Rusty, I'm going to be very straight with you here. I can't help but wonder if it is all about the business more than the love relationship. If it is the business, then you need to handle your end of the business and get the M out of the way if you no longer have love for your H. If you want a M with him, then something has got to give, and I'm not talking about the business.....I'm talking about you! Look at what you said here:

Quote:
Sometimes I feel like if I let the anger go and do the 180, I am giving approval to what he is doing and I don't approve. Our relationship has always been with me in control - so the loss of control has been huge for me.


The fact is, honey, you do not want to give up your control! I would suspect that you have tried to have your way all your life by showing how angry you can get if things don't go your way. Perhaps, you were that way as a child and threw fits when you didn't get your way. While you were growing up, did you control friendships, dating, etc. by spewing your wrath on others if they did not do what you wanted? Perhaps you raised your children to know that they better do what you wanted or they would have to deal with your anger as a result.....and you certainly tried to control the MR with your anger. Maybe I'm way off base here....but you have admitted that you did try to control your H and your tool was your anger. You have an issue with wanting to be the one in control. I suspect that is why you want on the board of the business.......to be in control of it. (I don't really blame you for that part...but what I'm saying is it all goes back to the same old problem that you have had.....maybe all your life.)

Men get tired real fast of women that use their anger to get their way. Men don't like to feel they are being controlled by their W's anymore that we like to feel that our H's are manipulating us.

Ask yourself why you are afraid of loosing control? You said that you were afraid to use the 180, etc. b/c you thought he would look at it as though you were condoning what he was doing. I can't remember if those were the exact words, but something to that effect. You are actually afraid to use the DB techniques b/c of the fear of giving up the control. I am worried about you, sweetie, b/c this is more serious than I think you realize. Listen, I have grown children also, and when your grown son has to tell you what your son told you.....you better wake up fast! I mean it. He is telling you what other people would love to tell you but they don't dare! He is telling you what you don't want to hear about yourself b/c he sees what you have turned into now (much less the future) and he loves you and it hurts him to see his mother this type of creature. I use that term on purpose b/c that is what we become when we allow anger to rule our lives.....we become like some type of monster. It's ugly and the older we get the worse it becomes until we loose everyone around us. I am telling you that I have known people like this and it is sad to see them ....them (nobody else) do this to their own lives. You need professional help and probably more than what the Priest can do for you. You need psychiatry help. No unlearned counselors....I mean a "real" professional.

You have got to give it up Rusty.....the anger, the control, the fear.....or it is going to eat you up alive. You cannot even begin to work on that list I gave you until you get help with these other issues b/c that is what is consuming your life right now. You have even talked about trying to see if your H has OW. That was number 10 on the list.....no spying.

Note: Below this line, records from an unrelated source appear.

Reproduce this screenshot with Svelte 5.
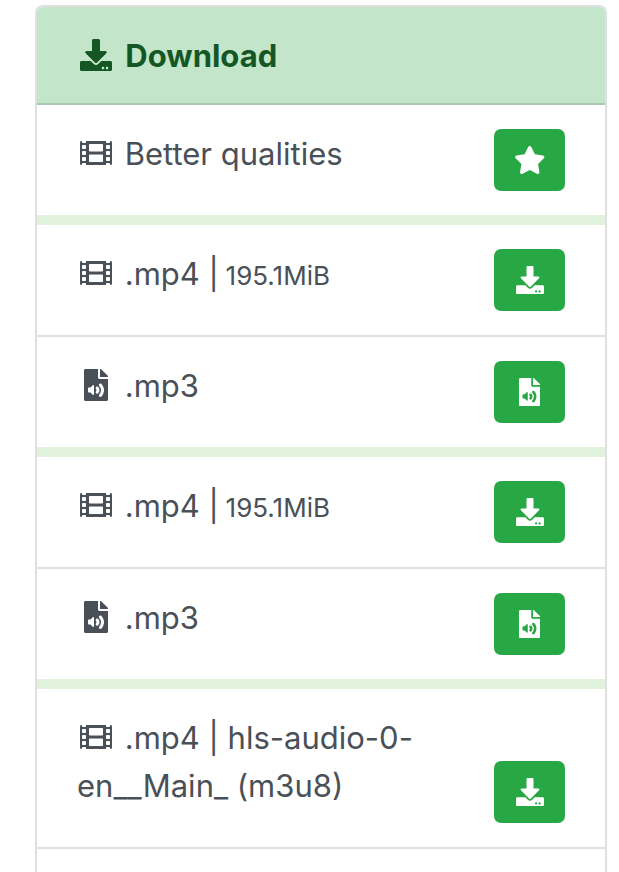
<script lang="ts">
  const icons = {
    film: { box: "0 0 512 512", d: "M488 64h-8v20c0 6.6-5.4 12-12 12h-40c-6.6 0-12-5.4-12-12V64H96v20c0 6.6-5.4 12-12 12H44c-6.6 0-12-5.4-12-12V64h-8C10.7 64 0 74.7 0 88v336c0 13.3 10.7 24 24 24h8v-20c0-6.6 5.4-12 12-12h40c6.6 0 12 5.4 12 12v20h320v-20c0-6.6 5.4-12 12-12h40c6.6 0 12 5.4 12 12v20h8c13.3 0 24-10.7 24-24V88c0-13.3-10.7-24-24-24zM96 372c0 6.6-5.4 12-12 12H44c-6.6 0-12-5.4-12-12v-40c0-6.6 5.4-12 12-12h40c6.6 0 12 5.4 12 12v40zm0-96c0 6.6-5.4 12-12 12H44c-6.6 0-12-5.4-12-12v-40c0-6.6 5.4-12 12-12h40c6.6 0 12 5.4 12 12v40zm0-96c0 6.6-5.4 12-12 12H44c-6.6 0-12-5.4-12-12v-40c0-6.6 5.4-12 12-12h40c6.6 0 12 5.4 12 12v40zm272 208c0 6.6-5.4 12-12 12H156c-6.6 0-12-5.4-12-12v-96c0-6.6 5.4-12 12-12h200c6.6 0 12 5.4 12 12v96zm0-168c0 6.6-5.4 12-12 12H156c-6.6 0-12-5.4-12-12v-96c0-6.6 5.4-12 12-12h200c6.6 0 12 5.4 12 12v96zm112 152c0 6.6-5.4 12-12 12h-40c-6.6 0-12-5.4-12-12v-40c0-6.6 5.4-12 12-12h40c6.6 0 12 5.4 12 12v40zm0-96c0 6.6-5.4 12-12 12h-40c-6.6 0-12-5.4-12-12v-40c0-6.6 5.4-12 12-12h40c6.6 0 12 5.4 12 12v40zm0-96c0 6.6-5.4 12-12 12h-40c-6.6 0-12-5.4-12-12v-40c0-6.6 5.4-12 12-12h40c6.6 0 12 5.4 12 12v40z" },
    download: { box: "0 0 512 512", d: "M216 0h80c13.3 0 24 10.7 24 24v168h87.7c17.8 0 26.7 21.5 14.1 34.1L269.7 378.3c-7.5 7.5-19.8 7.5-27.3 0L90.1 226.1c-12.6-12.6-3.7-34.1 14.1-34.1H192V24c0-13.3 10.7-24 24-24zm296 376v112c0 13.3-10.7 24-24 24H24c-13.3 0-24-10.7-24-24V376c0-13.3 10.7-24 24-24h146.7l49 49c20.1 20.1 52.5 20.1 72.6 0l49-49H488c13.3 0 24 10.7 24 24zm-124 88c0-11-9-20-20-20s-20 9-20 20 9 20 20 20 20-9 20-20zm64 0c0-11-9-20-20-20s-20 9-20 20 9 20 20 20 20-9 20-20z" },
    audio: { box: "0 0 384 512", d: "M224 136V0H24C10.7 0 0 10.7 0 24v464c0 13.3 10.7 24 24 24h336c13.3 0 24-10.7 24-24V160H248c-13.2 0-24-10.8-24-24zm-64 268c0 10.7-12.9 16-20.5 8.5L104 376H76c-6.6 0-12-5.4-12-12v-56c0-6.6 5.4-12 12-12h28l35.5-36.5c7.6-7.6 20.5-2.2 20.5 8.5v136zm33.2-47.6c9.1-9.3 9.1-24.1 0-33.4-22.1-22.8 12.2-56.2 34.4-33.5 27.2 27.9 27.2 72.4 0 100.4-21.8 22.3-56.9-10.4-34.4-33.5zm86-117.1c54.4 55.9 54.4 144.8 0 200.8-21.8 22.4-57-10.3-34.4-33.5 36.2-37.2 36.3-96.5 0-133.8-22.1-22.8 12.3-56.3 34.4-33.5zM384 121.9v6.1H256V0h6.1c6.4 0 12.5 2.5 17 7l97.9 98c4.5 4.5 7 10.6 7 16.9z" },
    star: { box: "0 0 576 512", d: "M259.3 17.8L194 150.2 47.9 171.5c-26.2 3.8-36.7 36.1-17.7 54.6l105.7 103-25 145.5c-4.5 26.3 23.2 46 46.4 33.7L288 439.6l130.7 68.7c23.2 12.2 50.9-7.4 46.4-33.7l-25-145.5 105.7-103c19-18.5 8.5-50.8-17.7-54.6L382 150.2 316.7 17.8c-11.7-23.6-45.6-23.9-57.4 0z" },
  };

  const groups = [
    [{ icon: icons.film, label: "Better qualities", size: "", action: icons.star }],
    [
      { icon: icons.film, label: ".mp4 | ", size: "195.1MiB", action: icons.download },
      { icon: icons.audio, label: ".mp3", size: "", action: icons.audio },
    ],
    [
      { icon: icons.film, label: ".mp4 | ", size: "195.1MiB", action: icons.download },
      { icon: icons.audio, label: ".mp3", size: "", action: icons.audio },
    ],
    [{ icon: icons.film, label: ".mp4 | hls-audio-0-en__Main_ (m3u8)", size: "", action: icons.download }],
  ];
</script>

{#snippet glyph(icon)}
  <svg viewBox={icon.box} aria-hidden="true"><path d={icon.d} fill="currentColor" /></svg>
{/snippet}

<main class="page">
  <section class="card">
    <h2 class="card-header">
      <span class="lead-icon">{@render glyph(icons.download)}</span> Download
    </h2>

    {#each groups as rows, g}
      {#if g > 0}<div class="band"></div>{/if}
      {#each rows as row}
        <div class="item">
          <div class="label">
            <span class="lead-icon">{@render glyph(row.icon)}</span>
            {row.label}{#if row.size}<small>{row.size}</small>{/if}
          </div>
          <button type="button" class="btn">{@render glyph(row.action)}</button>
        </div>
      {/each}
    {/each}
    <div class="item rest"></div>
  </section>
</main>

<style>
  :global(body) {
    background: #fff;
  }

  .page {
    display: flex;
    height: 100vh;
    overflow: hidden;
    padding: 5px 12px 0 35px;
    box-sizing: border-box;
    font-family: Inter, "Liberation Sans", sans-serif;
    color: #495057;
  }

  .card {
    flex: 1;
    min-width: 0;
    min-height: 900px;
    border: 2px solid #dfdfdf;
    border-radius: 8px;
    overflow: hidden;
    background: #fff;
  }

  .card-header {
    margin: 0;
    border-bottom: 2px solid #abc9b2;
    background: #c3e6cb;
    color: #155724;
    padding: 25px 40px 23px;
    font-size: 31px;
    font-weight: 700;
    line-height: 48px;
  }

  .card-header .lead-icon {
    margin-right: 3px;
  }

  .band {
    height: 10px;
    background: #e0f1dc;
  }

  .item {
    display: flex;
    justify-content: space-between;
    gap: 24px;
    padding: 24px 40px;
    font-size: 31px;
    line-height: 48px;
  }

  .item + .item {
    border-top: 2px solid #dfdfdf;
  }

  .label {
    flex: 1;
    min-width: 0;
    padding: 1px 0 13px;
  }

  .label small {
    margin-left: -2px;
    font-size: 26px;
    line-height: 1;
  }

  .lead-icon {
    display: inline-block;
    width: 38px;
    height: 32px;
    margin-right: 1px;
    vertical-align: -4px;
  }

  .lead-icon svg {
    display: block;
    width: 100%;
    height: 100%;
  }

  .btn {
    display: flex;
    flex: none;
    align-self: flex-end;
    align-items: center;
    justify-content: center;
    width: 71px;
    height: 62px;
    border: 0;
    border-radius: 7px;
    background: #28a745;
    color: #fff;
    padding: 0;
  }

  .btn svg {
    display: block;
    height: 28px;
  }

  .rest {
    min-height: 60px;
  }
</style>
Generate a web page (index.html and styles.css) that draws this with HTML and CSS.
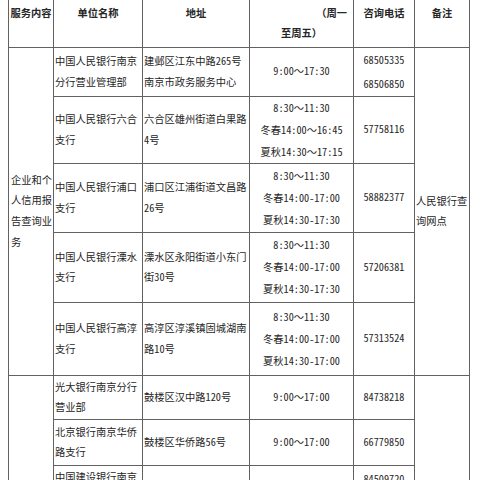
FILE: index.html
```html
<!DOCTYPE html>
<html lang="zh-CN">
<head>
<meta charset="utf-8">
<title>查询网点</title>
<link rel="stylesheet" href="styles.css">
</head>
<body>
<table class="sheet">
  <colgroup>
    <col class="c-svc"><col class="c-unit"><col class="c-addr"><col class="c-time"><col class="c-tel"><col class="c-note">
  </colgroup>
  <thead>
    <tr class="r-head">
      <th>服务内容</th>
      <th>单位名称</th>
      <th>地址</th>
      <th class="th-time"><div class="tr-line">（周一</div><div class="tc-line">至周五）</div></th>
      <th>咨询电话</th>
      <th>备注</th>
    </tr>
  </thead>
  <tbody>
    <tr class="r1">
      <td class="svc" rowspan="5">企业和个<br>人信用报<br>告查询业<br>务</td>
      <td class="txt">中国人民银行南京<br>分行营业管理部</td>
      <td class="txt">建邺区江东中路<span class="num">265</span>号<br>南京市政务服务中心</td>
      <td class="mid num">9:00～17:30</td>
      <td class="mid num"><div class="tel">68505335</div><div class="tel">68506850</div></td>
      <td class="note" rowspan="5">人民银行查<br>询网点</td>
    </tr>
    <tr class="r2">
      <td class="txt">中国人民银行六合<br>支行</td>
      <td class="txt">六合区雄州街道白果路<br><span class="num">4</span>号</td>
      <td class="mid"><div class="ln num">8:30～11:30</div><div class="ln">冬春<span class="num">14:00～16:45</span></div><div class="ln">夏秋<span class="num">14:30～17:15</span></div></td>
      <td class="mid num">57758116</td>
    </tr>
    <tr class="r3">
      <td class="txt">中国人民银行浦口<br>支行</td>
      <td class="txt">浦口区江浦街道文昌路<br><span class="num">26</span>号</td>
      <td class="mid"><div class="ln num">8:30～11:30</div><div class="ln">冬春<span class="num">14:00-17:00</span></div><div class="ln">夏秋<span class="num">14:30-17:30</span></div></td>
      <td class="mid num">58882377</td>
    </tr>
    <tr class="r4">
      <td class="txt">中国人民银行溧水<br>支行</td>
      <td class="txt">溧水区永阳街道小东门<br>街<span class="num">30</span>号</td>
      <td class="mid"><div class="ln num">8:30～11:30</div><div class="ln">冬春<span class="num">14:00-17:00</span></div><div class="ln">夏秋<span class="num">14:30-17:30</span></div></td>
      <td class="mid num">57206381</td>
    </tr>
    <tr class="r5">
      <td class="txt">中国人民银行高淳<br>支行</td>
      <td class="txt">高淳区淳溪镇固城湖南<br>路<span class="num">10</span>号</td>
      <td class="mid"><div class="ln num">8:30～11:30</div><div class="ln">冬春<span class="num">14:00-17:00</span></div><div class="ln">夏秋<span class="num">14:30-17:00</span></div></td>
      <td class="mid num">57313524</td>
    </tr>
    <tr class="r6">
      <td class="svc" rowspan="3"></td>
      <td class="txt">光大银行南京分行<br>营业部</td>
      <td class="txt">鼓楼区汉中路<span class="num">120</span>号</td>
      <td class="mid num">9:00～17:00</td>
      <td class="mid num">84738218</td>
      <td class="note" rowspan="3"></td>
    </tr>
    <tr class="r7">
      <td class="txt">北京银行南京华侨<br>路支行</td>
      <td class="txt">鼓楼区华侨路<span class="num">56</span>号</td>
      <td class="mid num">9:00～17:00</td>
      <td class="mid num">66779850</td>
    </tr>
    <tr class="r8">
      <td class="txt top8">中国建设银行南京<br>分行营业部</td>
      <td class="txt">玄武区中山路<span class="num">188</span>号</td>
      <td class="mid num">9:00～17:00</td>
      <td class="mid num top8"><div class="tel">84509720</div><div class="tel">84509721</div></td>
    </tr>
  </tbody>
</table>
</body>
</html>
```

FILE: styles.css
```css
html, body {
  margin: 0;
  padding: 0;
  background: #ffffff;
  overflow: hidden;
}

body {
  font-family: "Noto Sans CJK SC", "Noto Sans", sans-serif;
  font-size: 10.25px;
  color: #262626;
}

.sheet {
  margin-left: 8px;
  width: 461px;
  table-layout: fixed;
  border-collapse: collapse;
}

.c-svc { width: 45px; }
.c-unit { width: 89px; }
.c-addr { width: 107px; }
.c-time { width: 104px; }
.c-tel { width: 61px; }
.c-note { width: 55px; }

.sheet th,
.sheet td {
  border: 1px solid #626262;
  padding: 0 1px;
  line-height: 20.5px;
  overflow: hidden;
  white-space: nowrap;
}

.sheet th {
  border-top: none;
  font-weight: bold;
  vertical-align: top;
  text-align: center;
  padding-top: 3px;
  line-height: 20px;
}

.r-head { height: 47px; }
.r1 { height: 49px; }
.r2 { height: 65px; }
.r3 { height: 69px; }
.r4 { height: 70px; }
.r5 { height: 73px; }
.r6 { height: 44px; }
.r7 { height: 46px; }
.r8 { height: 72px; }

.th-time .tr-line {
  text-align: right;
  padding-right: 5px;
}

.th-time .tc-line {
  text-align: center;
}

.sheet .svc {
  vertical-align: middle;
  text-align: left;
  padding-left: 2px;
  padding-right: 0;
  line-height: 20.7px;
}

.sheet .note {
  vertical-align: middle;
  text-align: left;
  padding-left: 1px;
  padding-right: 0;
  line-height: 20px;
}

.txt {
  vertical-align: middle;
  text-align: left;
}

.mid {
  vertical-align: middle;
  text-align: center;
}

.sheet .top8 {
  vertical-align: top;
  padding-top: 1px;
}

.ln {
  line-height: 22px;
}

.tel {
  line-height: 24px;
}

.num {
  font-family: "Noto Sans Mono CJK SC", "Liberation Mono", monospace;
}

.ln:not(.num),
.txt,
.svc,
.note {
  font-family: "Noto Sans CJK SC", "Noto Sans", sans-serif;
}

.txt .num,
.ln .num {
  font-family: "Noto Sans Mono CJK SC", "Liberation Mono", monospace;
}
```
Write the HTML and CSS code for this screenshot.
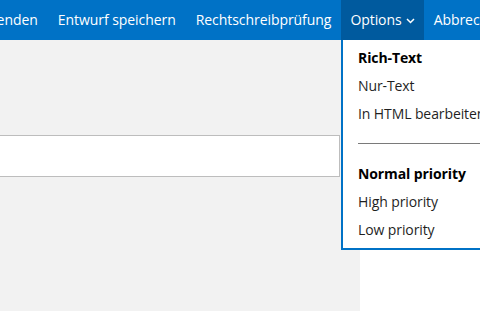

To be very blunt......I don't think he will ever come back to the woman he left...and who could blame him? Who wants to live with somebody like that? Try to put yourself in his place.....would you want to live with him if he treated you like you have treated him? Do you have a close relationship with your children? Now be honest. I don't mean that they come around sometimes, but I'm talking about a very close loving relationship, or do they walk on eggshells around you? Do you blow up and lose control of your temper whenever they do something you don't like?

At first, your H probably would think that doing a 180, etc., would be a "trick" since you've tried all this other stuff on him. That is why it has to be for real. You have to make these changes for YOU and it has to be for life....not to just get him back again. That is the same as just getting your way again. And, it won't work this time. You have got to change, Rusty, for your own sake, and for those that still love you....before it is too late.

Please, please get professional help ASAP! You need to know why you feel that you have to be the one on in total control of a R or business or whatever. Most of all, you need to know why you have this anger issue. It is nothing to sweep under the rug.

I know this has felt like a slap in the face, but I am trying to tell you what I am seeing in your posts and I think you are being honest, but I don't think you really see how serious your problem is and how it is totally destroying your life. You can turn around, Rusty. You have a lot of living to do. You have children and parents that love you.....and hopefully, you will have your H again, but it is going to take a long time and a lot of hard work. The decision is yours.

My objective was not to be offensive, and if what I said was way off base, I apologize. I really hope that it was off base! But I pray that you will take a good long look at yourself and decide what you are really like on the inside of your soul and what you need to do to make improvements. A lot can be done without professional help, of course, but what I've been talking about......I don't think you can do it without some serious counseling from a professional. Consentrate on Rusty and what you need to do for yourself and the lifelong improvements you need to make and don't worry about what your H may think or anyone else.....just do what needs to be done.

Take care.

Sandi


It is not about what you feel should work in your M. It is about doing the work that gets the right results. Do what works!